François Peron (a distant relative of Loic) National Park covers the entire peninsula North of Denham. The park was named after the French naturalist and explorer François Péron who was the zoologist aboard Nicolas Baudin’s 1801 and 1803 expeditions to Western Australia. The park is characterized by small bushes, salt lakes, red sand dunes, and the Big Lagoon. Red sand dunes, pink sandy beach, and blue waters… a true corner of paradise !
A stunning sunrise on Monkey Mia gives the beach a palette of pink reflections. Monkey Mia is part of Shark Bay. We were up at dawn for the arrival of Flipper & Co. Before the arrival of the stars, pelicans and turtles provided the first part of the show to entertain the waiting crowd.
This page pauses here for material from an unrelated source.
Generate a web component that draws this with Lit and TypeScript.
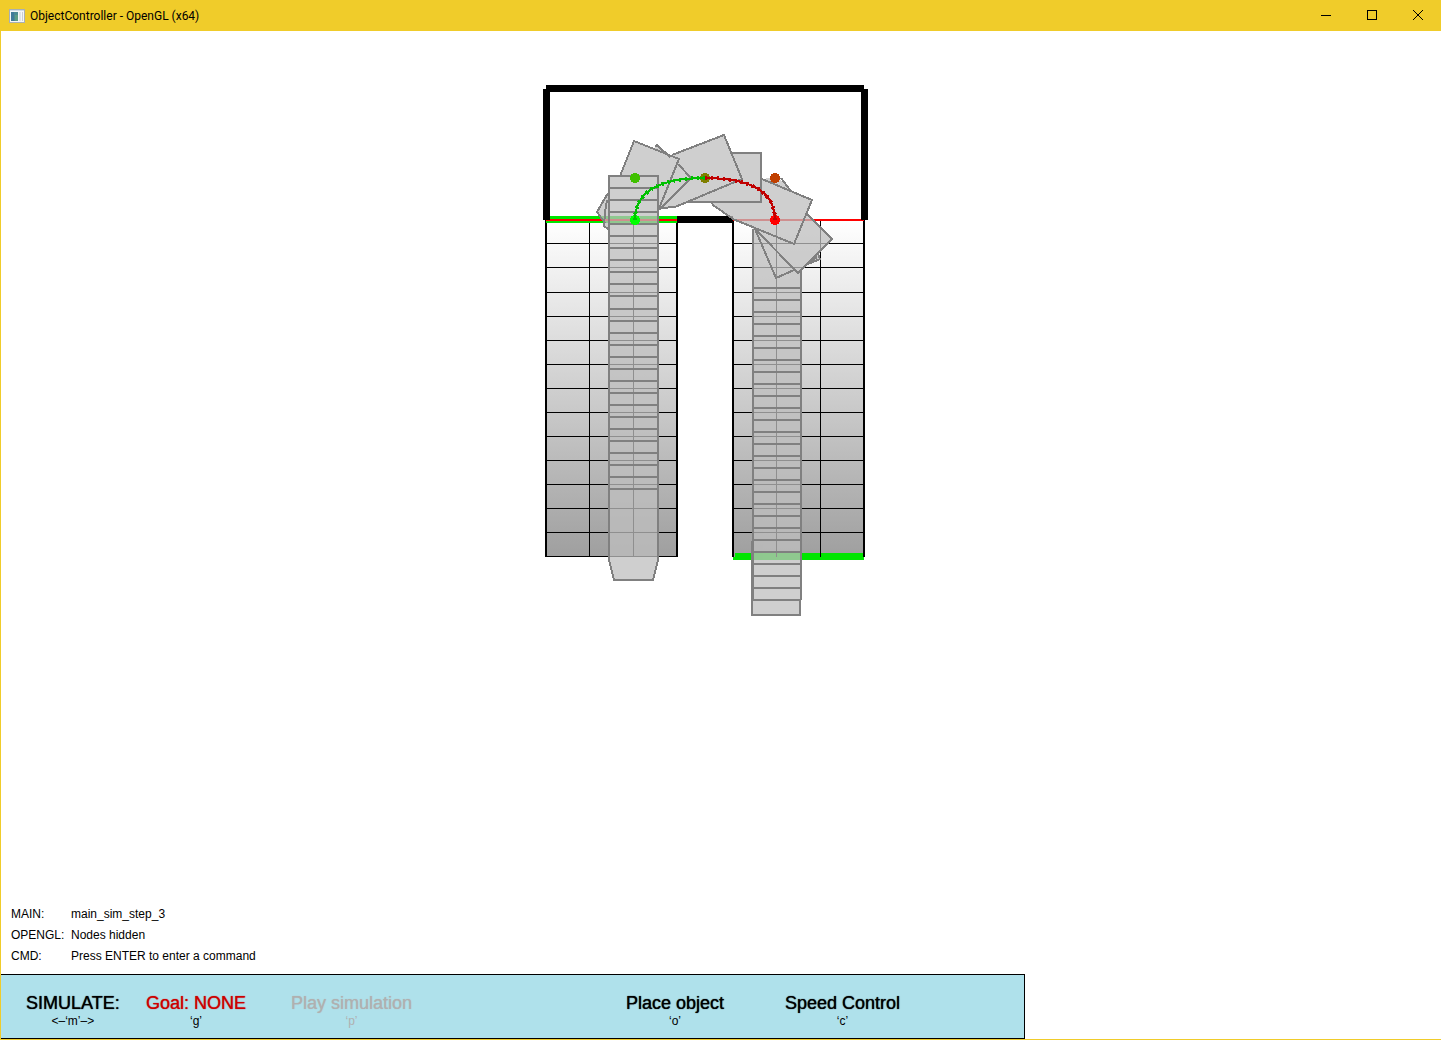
import { LitElement, html, svg, css } from "lit";
import { customElement, state } from "lit/decorators.js";

const range = (from: number, to: number, step: number): number[] => {
  const out: number[] = [];
  for (let v = from; v <= to; v += step) out.push(v);
  return out;
};

/* Shelf rows shared by both aisles. */
const ROWS = [243, 267, ...range(292, 388, 24), ...range(412, 532, 24)];

/* Successive poses of the vehicle while it drives straight. */
const LEFT_POSES = [...range(187, 295, 12), ...range(308, 488, 12)];
const RIGHT_POSES = range(287, 599, 12);

/* Bodies of the vehicle along its path. */
const BODIES = [
  "609,176 658,176 658,560 653,580 614,580 609,560",
  "753,220 801,220 801,600 800,600 800,615 752,615 752,542 753,542",
  "634,141 679,159 658,211 609,211 620,176",
  "655,147 657,145 691,178 658,211 640,190",
  "608,193 597,212 605,222 604,226 609,229",
  "724,135 742,179 700,196 687,202 675,207 658,209 658,170 672,155",
  "700,153 761,153 761,202 687,202",
  "712,203 713,205 733,219 794,244 812,200 762,179 755,180 730,190",
  "778,177 790,190 775,190 762,179",
  "807,214 832,239 798,273 755,229 780,214",
  "755,229 776,278 820,259 818,254 780,220",
];

/* Edges of those bodies that no later body covers. */
const EDGES = [
  "620,176 634,141 679,159 658,211",
  "655,147 657,145 670,157",
  "678,164 691,178 659,210",
  "608,193 597,212 605,223",
  "607,200 605,212 604,226 608,229",
  "672,155 724,135 742,179 687,202 675,207 662,208",
  "732,153 761,153 761,202 687,202",
  "712,203 713,205 733,219 794,244 812,200 762,179",
  "781,178 790,190",
  "807,214 832,239 798,273 755,229",
  "755,229 776,278 794,270",
  "818,254 820,259 808,264 817,257",
];

const NODES: [number, number, string][] = [
  [635, 178, "#40c000"],
  [635, 220, "#00ff00"],
  [705, 178, "#808000"],
  [775, 178, "#c04000"],
  [775, 220, "#ff0000"],
];

@customElement("sim-scene")
class SimScene extends LitElement {
  static styles = css`
    :host {
      display: block;
    }
    svg {
      display: block;
      width: 340px;
      height: 540px;
    }
    .wall {
      fill: #000;
    }
    .goal {
      fill: #00e600;
    }
    .stop {
      fill: #ff0000;
    }
    .line {
      fill: #000;
    }
    .bodies {
      fill: #bfbfbf;
      opacity: 0.75;
    }
    .pose {
      fill: #808080;
    }
    .edge {
      fill: none;
      stroke: #808080;
      stroke-width: 2;
    }
    .path {
      fill: none;
      stroke-width: 2;
    }
    .ticks {
      fill: none;
      stroke-width: 4;
      stroke-dasharray: 2 4;
    }
    .out {
      stroke: #00c000;
    }
    .back {
      stroke: #c00000;
    }
  `;

  private aisle(left: number, lines: number[]) {
    return svg`
      <rect x=${left} y="220" width="131" height="337" fill="url(#depth)"></rect>
      ${ROWS.map((y) => svg`<rect class="line" x=${left} y=${y} width="131" height="1"></rect>`)}
      ${lines.map((x) => svg`<rect class="line" x=${x} y="220" width="1" height="337"></rect>`)}
      <rect class="line" x=${left - 1} y="220" width="2" height="337"></rect>
      <rect class="line" x=${left + 130} y="220" width="2" height="337"></rect>`;
  }

  render() {
    const out = "M635 220Q635 178 705 178";
    const back = "M705 178Q775 178 775 220";
    return html`
      <svg viewBox="536 80 340 540" role="img" aria-label="Vehicle path" shape-rendering="crispEdges">
        <defs>
          <linearGradient id="depth" x1="0" y1="0" x2="0" y2="1">
            <stop offset="0" stop-color="#ffffff"></stop>
            <stop offset="1" stop-color="#9f9f9f"></stop>
          </linearGradient>
        </defs>
        <rect class="goal" x="733" y="553" width="131" height="7"></rect>
        ${this.aisle(546, [589, 633])}
        <rect class="line" x="546" y="556" width="131" height="1"></rect>
        ${this.aisle(733, [776, 820])}
        <rect class="goal" x="735" y="553" width="41" height="7"></rect>
        <rect class="goal" x="777" y="553" width="43" height="7"></rect>
        <rect class="goal" x="821" y="553" width="42" height="7"></rect>
        <rect class="goal" x="546" y="216" width="131" height="7"></rect>
        <rect class="stop" x="546" y="219" width="131" height="2"></rect>
        <rect class="stop" x="733" y="219" width="131" height="2"></rect>
        <rect class="wall" x="546" y="85" width="318" height="7"></rect>
        <rect class="wall" x="543" y="89" width="7" height="131"></rect>
        <rect class="wall" x="861" y="89" width="7" height="131"></rect>
        <rect class="wall" x="677" y="216" width="56" height="7"></rect>

        <g class="bodies">${BODIES.map((p) => svg`<polygon points=${p}></polygon>`)}</g>

        ${EDGES.map((p) => svg`<polyline class="edge" points=${p}></polyline>`)}
        ${LEFT_POSES.map((y) => svg`<rect class="pose" x="609" y=${y} width="49" height="2"></rect>`)}
        <polygon class="edge" points="609,176 658,176 658,560 653,580 614,580 609,560"></polygon>
        ${RIGHT_POSES.map((y) => svg`<rect class="pose" x="753" y=${y} width="48" height="2"></rect>`)}
        <rect class="pose" x="752" y="229" width="2" height="372"></rect>
        <rect class="pose" x="800" y="271" width="2" height="329"></rect>
        <polyline class="edge" points="752,541 752,615 800,615 800,600"></polyline>

        ${NODES.map(([x, y, c]) => svg`<circle cx=${x} cy=${y} r="5" fill=${c}></circle>`)}
        <path class="path out" d=${out}></path>
        <path class="ticks out" d=${out}></path>
        <path class="path back" d=${back}></path>
        <path class="ticks back" d=${back}></path>
      </svg>
    `;
  }
}

interface Command {
  label: string;
  key: string;
  kind?: "alert";
  disabled?: boolean;
}

@customElement("app-root")
class AppRoot extends LitElement {
  static styles = css`
    :host {
      display: flex;
      flex-direction: column;
      box-sizing: border-box;
      min-height: 100vh;
      background: #fff;
      border: solid #f0cc2a;
      border-width: 0 0 1px 1px;
      color: #000;
      font-family: "Liberation Sans", Arial, sans-serif;
      font-size: 12px;
    }
    button {
      margin: 0;
      padding: 0;
      border: 0;
      background: none;
      color: inherit;
      font: inherit;
    }
    .titlebar {
      display: flex;
      align-items: center;
      height: 31px;
      padding-left: 8px;
      background: #f0cc2a;
    }
    .titlebar svg {
      display: block;
    }
    .title {
      flex: 1;
      margin: 0 0 0 5px;
      font-family: Roboto, "Open Sans", sans-serif;
      font-size: 12px;
      font-weight: 400;
    }
    .window-button {
      display: grid;
      place-items: center;
      width: 46px;
      height: 31px;
    }
    .viewport {
      flex: 1;
      display: flex;
      justify-content: center;
      padding: 49px 30px 0 0;
    }
    .status {
      display: grid;
      grid-template-columns: 60px 1fr;
      row-gap: 5px;
      margin: 0 0 10px;
      padding-left: 10px;
      line-height: 16px;
    }
    .status dt,
    .status dd {
      margin: 0;
      white-space: nowrap;
    }
    .commands {
      display: grid;
      grid-template-columns: 120px 145px 335px 159px 1fr;
      justify-items: start;
      align-items: start;
      box-sizing: border-box;
      width: 100%;
      max-width: 1024px;
      height: 65px;
      padding: 18px 0 0 25px;
      border: solid #000;
      border-width: 1px 1px 1px 0;
      background: #afe1eb;
    }
    .command {
      display: flex;
      flex-direction: column;
      align-items: center;
      white-space: nowrap;
    }
    .label {
      font-size: 18px;
      line-height: 20px;
      text-shadow: 0 0 1px currentColor;
    }
    .key {
      font-size: 12px;
      line-height: 16px;
    }
    .alert .label {
      color: #cc0000;
    }
    .command:disabled {
      color: #b0b0b0;
    }
  `;

  @state() private status: [string, string][] = [
    ["MAIN:", "main_sim_step_3"],
    ["OPENGL:", "Nodes hidden"],
    ["CMD:", "Press ENTER to enter a command"],
  ];

  private commands: Command[] = [
    { label: "SIMULATE:", key: "<–‘m’–>" },
    { label: "Goal: NONE", key: "‘g’", kind: "alert" },
    { label: "Play simulation", key: "‘p’", disabled: true },
    { label: "Place object", key: "‘o’" },
    { label: "Speed Control", key: "‘c’" },
  ];

  render() {
    return html`
      <header class="titlebar">
        <svg width="16" height="14" viewBox="0 0 16 14" aria-hidden="true" shape-rendering="crispEdges">
          <rect width="16" height="14" fill="#a9b0b4"></rect>
          <rect x="1" y="1" width="14" height="12" fill="#f4f6f8"></rect>
          <rect x="1" y="1" width="14" height="1" fill="#cfdbe6"></rect>
          <rect x="2" y="3" width="7" height="9" fill="#4a8a93"></rect>
          <rect x="2" y="3" width="3" height="9" fill="#3f7a9a"></rect>
          <rect x="6" y="6" width="3" height="6" fill="#5c9c84"></rect>
          <rect x="10" y="3" width="2" height="9" fill="#dfe3e6"></rect>
          <rect x="13" y="3" width="1" height="9" fill="#c9ced2"></rect>
        </svg>
        <h1 class="title">ObjectController - OpenGL (x64)</h1>
        <button class="window-button" aria-label="Minimize">
          <svg width="10" height="11" viewBox="0 0 10 11" shape-rendering="crispEdges">
            <rect y="5" width="10" height="1"></rect>
          </svg>
        </button>
        <button class="window-button" aria-label="Maximize">
          <svg width="10" height="11" viewBox="0 0 10 11" shape-rendering="crispEdges">
            <path d="M0 0H10V10H0ZM1 1V9H9V1Z" fill-rule="evenodd"></path>
          </svg>
        </button>
        <button class="window-button" aria-label="Close">
          <svg width="10" height="11" viewBox="0 0 10 11">
            <path d="M0 0L10 10M10 0L0 10" stroke="#000" fill="none"></path>
          </svg>
        </button>
      </header>
      <main class="viewport"><sim-scene></sim-scene></main>
      <dl class="status">
        ${this.status.map(([name, value]) => html`<dt>${name}</dt><dd>${value}</dd>`)}
      </dl>
      <nav class="commands" aria-label="Commands">
        ${this.commands.map(
          (c) => html`
            <button class="command ${c.kind ?? ""}" ?disabled=${c.disabled}>
              <span class="label">${c.label}</span>
              <span class="key">${c.key}</span>
            </button>
          `,
        )}
      </nav>
    `;
  }
}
But then the dolphins arrived without hurrying—to eat… Picollo, Shock, Surprise, Puck, Nicky… Tout le monde il est beau / Tout le monde il est beau / Tout le monde il est grand / Assez grand pour tout l’monde translated as Everyone is beautiful / Everyone is beautiful / Everyone is great / great enough for everyone by French singer-songwriter Zazie (Zazie – Tout le monde il est beau).
To conclude our visit of Shark Bay, we meet Castafiore (without Tintin… although there was perhaps a Crested Pigeon around?) singing on the beach! And then a gorgeous sunrise calls up a stunning sunset. At dusk Monkey Mia beach reveals a spectrum of astonishing colors… Bye Bye Shark Bay, “it is just a goodbye” and catch ya later.